While I agree with Dusty Griggs that entrance exams are preferable to exit
exams, machine-scored entrance exams are subject to the same restrictions.
It appears possible (though unlikely, because of the cost) to design, grade
and administer more-sophisticated exams that would test the "student's
retention, understanding and ability to apply concepts". These tests
would also require training for the teachers or other staff administering
and grading the exams. (*Anyone* can hand out test booklets, Scantrons and
#2 pencils.)
IMO, state-mandated high-school exit exams have two other dangerous
aspects, beyond the items accurately described in the student essay:
1. They allow the legislature and governor a cheap and easy way to appear
to be doing something about education, when they're not. We can pass
"get-tough" laws to withhold diplomas from students who don't pass an exam,
without ever going into a classroom, or examining what students are
actually learning, or spending the financial and political capital to make
the necessary changes in school organization, teacher training and staff
development, or curriculum to improve education for all students.

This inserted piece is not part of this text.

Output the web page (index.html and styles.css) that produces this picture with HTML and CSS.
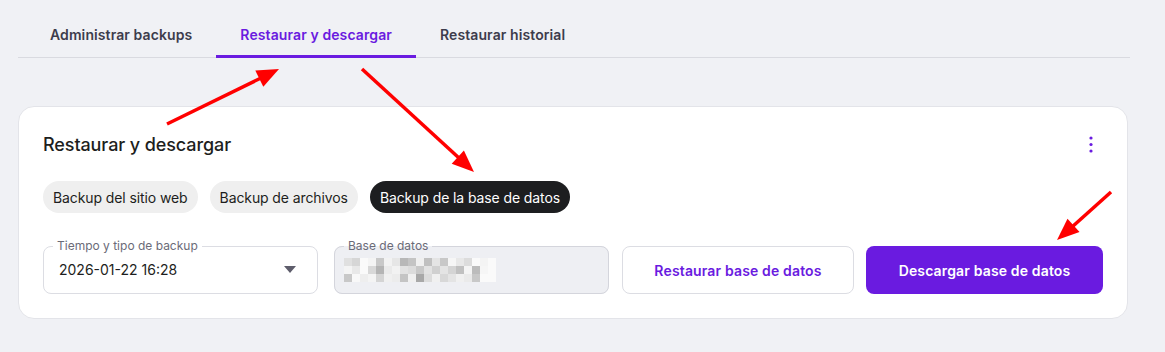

2. They reinforce view that high educational standards require a high
failure rate, that in Dr. Lindsey's words, "to be meaningful [or valuable],
the standard will have to be set so that some people don't meet it."
--that if *everyone* gets a good education, it can't be very good.
This seems a particularly American fixation, common among educators as well
as the general public. (Perhaps it's due to the Calvinist influence on the
early years of our country.)
My 2 X 10^ -2 $.
Larry Gurley
At 02:45 PM 06/17/1999 -0400, Sandra CHANDLER wrote:
>I had to take and pass a test that covered all the courses I had completed
before I received my Master of Science in mathematics with a concentration
in statistics. It was a take home that, I think, I had a week to complete.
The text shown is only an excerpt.